She’s defiant, although she broke down in tears in the BBC1 film Cycling’s Golden Girl, recalling her team-mates’ reaction at the Beijing Games after news broke that she’d fallen for her coach – a line that convention says should never be crossed. “It was the saddest day in my entire life,” she said. “Everyone was so angry with us, that Scott and I had fallen in love, because it was so unprofessional and we were a disgrace.”
The pair are back on track for London 2012. For Pendleton, whether as an individual or with team sprint partner Jess Varnish, the Games are about getting it right on the day, and that comes down to head and heart as much as it does legs and lungs. Pendleton comes alive when the subject of her Beijing sprint title comes up.
“My form had never been better. I’d done personal best after personal best, and just had this unusual level of confidence in my form. I thought, ‘You know what, I am just going to have this today. It’s mine. It’s actually mine.’ I wasn’t going to let it go.”
And there we have our first mention of the C-word, something that has always been a hot topic for her, and due to her brutal honesty in interviews, it has led to a caricature being painted of a woman on the edge of crumbling into dust at any moment.

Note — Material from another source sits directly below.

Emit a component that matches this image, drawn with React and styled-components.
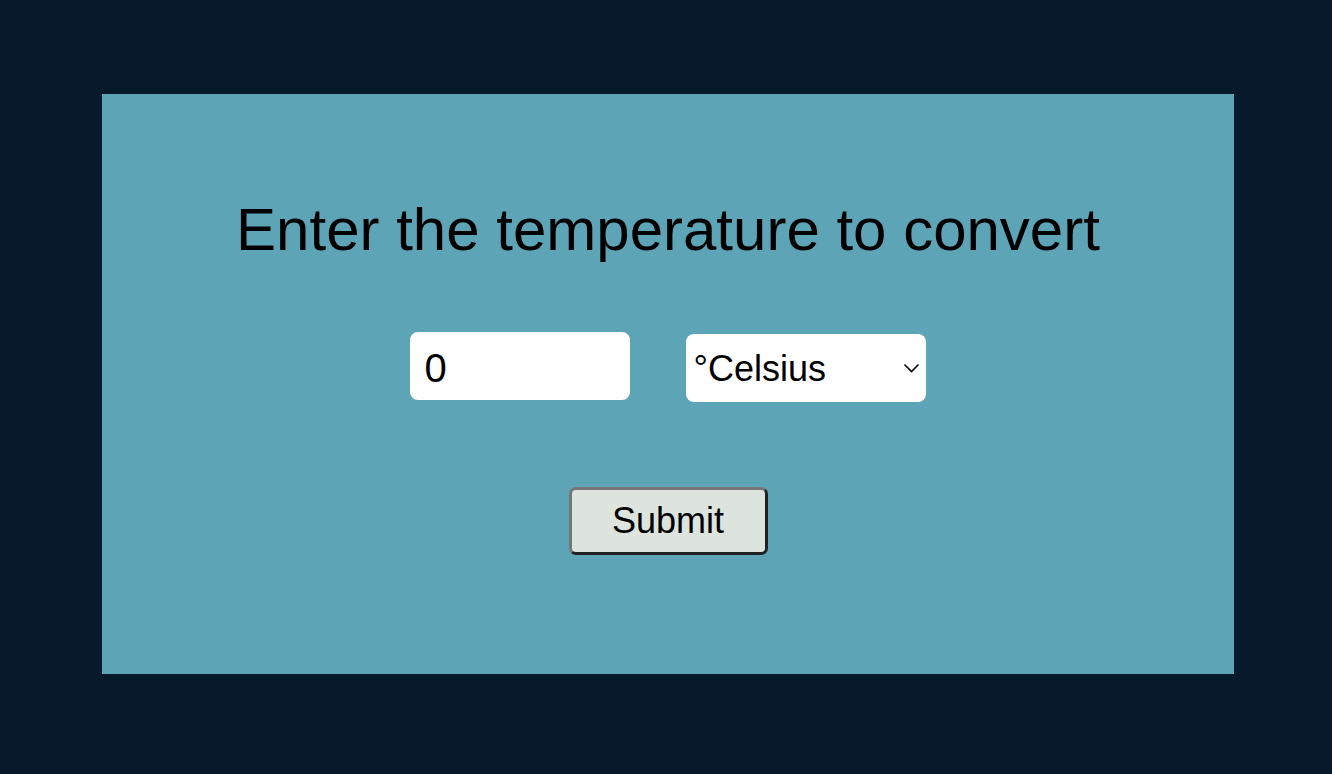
import React, { useState } from "react";
import styled, { createGlobalStyle } from "styled-components";

const GlobalStyle = createGlobalStyle`
  html, body {
    margin: 0;
    padding: 0;
    background: #071a2c;
    font-family: "Liberation Sans", Arial, Helvetica, sans-serif;
  }
`;

const Page = styled.div`
  min-height: 100vh;
  box-sizing: border-box;
  padding: 94px 98px 101px 102px;
  background: #071a2c;
`;

const Card = styled.form`
  height: 580px;
  box-sizing: border-box;
  background: #5ca4b6;
  padding-top: 101px;
  display: flex;
  flex-direction: column;
  align-items: center;
`;

const Title = styled.h1`
  margin: 0;
  font-size: 60px;
  line-height: 70px;
  font-weight: 400;
  color: #000;
`;

const Row = styled.div`
  display: flex;
  align-items: flex-start;
  gap: 56px;
  margin-top: 67px;
  margin-left: -1px;
`;

const NumberInput = styled.input`
  width: 220px;
  height: 68px;
  box-sizing: border-box;
  border: none;
  border-radius: 8px;
  padding: 4px 15px 0;
  font-family: inherit;
  font-size: 40px;
  color: #000;
  background: #fff;
  outline: none;
`;

const SelectWrap = styled.div`
  position: relative;
  margin-top: 2px;
`;

const UnitSelect = styled.select`
  appearance: none;
  -webkit-appearance: none;
  width: 240px;
  height: 68px;
  box-sizing: border-box;
  border: none;
  border-radius: 8px;
  padding: 0 36px 0 8px;
  font-family: inherit;
  font-size: 36px;
  color: #000;
  background: #fff;
  outline: none;
`;

const Chevron = styled.svg`
  position: absolute;
  right: 6px;
  top: 29px;
  pointer-events: none;
`;

const SubmitButton = styled.button`
  margin-top: 85px;
  width: 199px;
  height: 68px;
  box-sizing: border-box;
  background: #dce4dd;
  border: 3px solid;
  border-color: #767676 #222 #222 #767676;
  border-radius: 7px;
  font-family: inherit;
  font-size: 36px;
  color: #000;
  cursor: pointer;
`;

export default function App() {
  const [value, setValue] = useState("0");
  const [unit, setUnit] = useState("celsius");

  return (
    <>
      <GlobalStyle />
      <Page>
        <Card onSubmit={(e) => e.preventDefault()}>
          <Title>Enter the temperature to convert</Title>
          <Row>
            <NumberInput
              type="text"
              value={value}
              onChange={(e) => setValue(e.target.value)}
            />
            <SelectWrap>
              <UnitSelect value={unit} onChange={(e) => setUnit(e.target.value)}>
                <option value="celsius">°Celsius</option>
                <option value="fahrenheit">°Fahrenheit</option>
                <option value="kelvin">Kelvin</option>
              </UnitSelect>
              <Chevron width="17" height="10" viewBox="0 0 17 10">
                <path d="M1.5 1.5 L8.5 8.5 L15.5 1.5" fill="none" stroke="#000" strokeWidth="1.6" />
              </Chevron>
            </SelectWrap>
          </Row>
          <SubmitButton type="submit">Submit</SubmitButton>
        </Card>
      </Page>
    </>
  );
}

“I have had to learn to be a lot tougher, a lot harder, almost assertive verging on aggressive, and that’s not my natural character. I’m a right softie. I love looking after people. There’s nothing I like more than having people round and cooking lots of food and everyone’s happy. I just love that. That’s what comes naturally to me, so to be hard and decisive and intimidating – I have had to learn how to do that.
“I’d be better off if I was a more type A personality, someone who is confident, quite arrogant… these are personality traits you see in sprinters so often. It comes naturally to them, but with me it’s more, ‘Why do I do this? It isn’t me!’”

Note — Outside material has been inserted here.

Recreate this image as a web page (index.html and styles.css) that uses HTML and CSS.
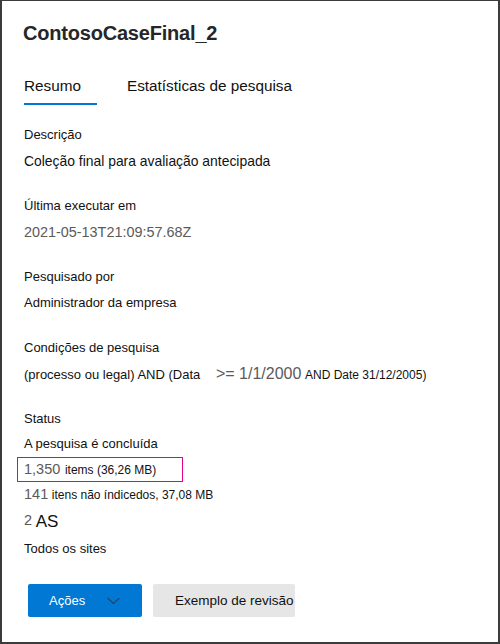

And it’s that contradiction that dictates our conversation. She’ll rarely make eye contact yet there’s no doubting her genuine warmth and honesty. In short, she is much more human than your average world-beater. If you take off the Olympic-tinged glasses, then you’ll be looking at a woman who simply needs to dig a little deeper to find her mettle, and with experience comes perspective.

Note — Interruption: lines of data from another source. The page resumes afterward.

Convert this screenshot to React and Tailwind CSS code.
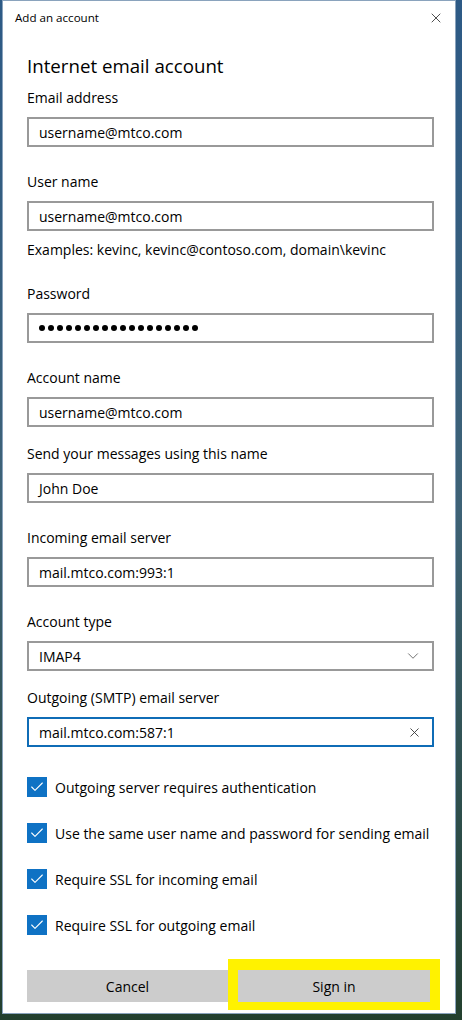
import { X, ChevronDown, Check } from 'lucide-react';

function Field({ label, children, className = 'mt-[25px]' }) {
  return (
    <div className={className}>
      <div className="h-[20px] leading-[20px] text-[14px]">{label}</div>
      <div className="mt-[9px]">{children}</div>
    </div>
  );
}

function TextBox({ value, focused }) {
  return (
    <div
      className={`h-[30px] w-[407px] border-2 flex items-center px-[10px] text-[14px] ${
        focused ? 'border-[#0f6cb6]' : 'border-[#999999]'
      }`}
    >
      <span className="flex-1">{value}</span>
      {focused && <X className="w-[15px] h-[15px] text-[#333]" strokeWidth={1.4} />}
    </div>
  );
}

function CheckRow({ label, first }) {
  return (
    <div className={`flex items-center h-[20px] ${first ? 'mt-[30px]' : 'mt-[26px]'}`}>
      <div className="w-[20px] h-[20px] bg-[#0f72c4] flex items-center justify-center">
        <Check className="w-[16px] h-[16px] text-white" strokeWidth={1.6} />
      </div>
      <span className="ml-[8px] text-[14px]">{label}</span>
    </div>
  );
}

export default function App() {
  return (
    <div className="w-[462px] h-[1020px] bg-gradient-to-b from-[#2d5a86] via-[#3e6276] to-[#23402e] overflow-hidden" style={{ fontFamily: '"Open Sans", "Noto Sans", sans-serif' }}>
      <div className="ml-[2px] w-[454px] h-[1014px] bg-white border border-[#8aa3bd] text-black">
        <div className="h-[33px] flex items-center justify-between pl-[12px] pr-[11px]">
          <span className="text-[11.6px]">Add an account</span>
          <X className="w-[16px] h-[16px] text-[#222]" strokeWidth={1.2} />
        </div>
        <div className="pl-[24px]">
          <h1 className="mt-[18px] text-[18.7px] leading-[28px]">Internet email account</h1>

          <Field label="Email address" className="mt-[8px]">
            <TextBox value="username@mtco.com" />
          </Field>

          <Field label="User name">
            <TextBox value="username@mtco.com" />
          </Field>
          <div className="mt-[9px] h-[20px] leading-[20px] text-[14px]">
            Examples: kevinc, kevinc@contoso.com, domain\kevinc
          </div>

          <Field label="Password" className="mt-[24px]">
            <TextBox
              value={
                <span className="flex gap-[3px]">
                  {Array.from({ length: 18 }).map((_, i) => (
                    <span key={i} className="w-[6px] h-[6px] rounded-full bg-black" />
                  ))}
                </span>
              }
            />
          </Field>

          <Field label="Account name">
            <TextBox value="username@mtco.com" />
          </Field>

          <Field label="Send your messages using this name" className="mt-[17px]">
            <TextBox value="John Doe" />
          </Field>

          <Field label="Incoming email server">
            <TextBox value="mail.mtco.com:993:1" />
          </Field>

          <Field label="Account type">
            <div className="h-[30px] w-[407px] border-2 border-[#999999] flex items-center px-[10px] text-[14px]">
              <span className="flex-1">IMAP4</span>
              <ChevronDown className="w-[18px] h-[18px] text-[#555]" strokeWidth={1.1} />
            </div>
          </Field>

          <Field label="Outgoing (SMTP) email server" className="mt-[17px]">
            <TextBox value="mail.mtco.com:587:1" focused />
          </Field>

          <CheckRow label="Outgoing server requires authentication" first />
          <CheckRow label="Use the same user name and password for sending email" />
          <CheckRow label="Require SSL for incoming email" />
          <CheckRow label="Require SSL for outgoing email" />

          <div className="mt-[35px] flex items-start">
            <button className="w-[201px] h-[32px] bg-[#cccccc] text-[14px]">Cancel</button>
            <div className="border-x-[10px] border-t-[11px] border-b-[8px] border-[#fff200] -mt-[11px] -mb-[8px]">
              <button className="w-[192px] h-[32px] bg-[#cccccc] text-[14px] block">Sign in</button>
            </div>
          </div>
        </div>
      </div>
    </div>
  );
}
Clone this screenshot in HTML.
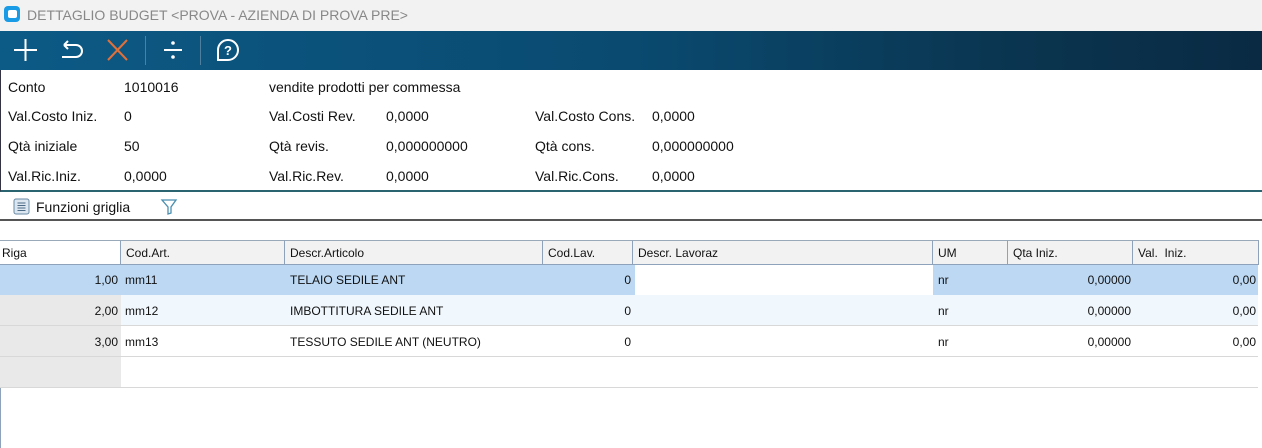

“With the success of the British cycling team, everyone expects us to step up on any given day and say, ‘There you go, have some Gold’, but it’s nothing like that. It’s about time, training and also a bit of luck, and it doesn’t necessarily come every time.” And at the Velodrome this summer in her home country, Victoria will get one last bite at Olympic glory before turning her mind to matters away from the track, including the man who is currently playing fetch with Mr Jonty.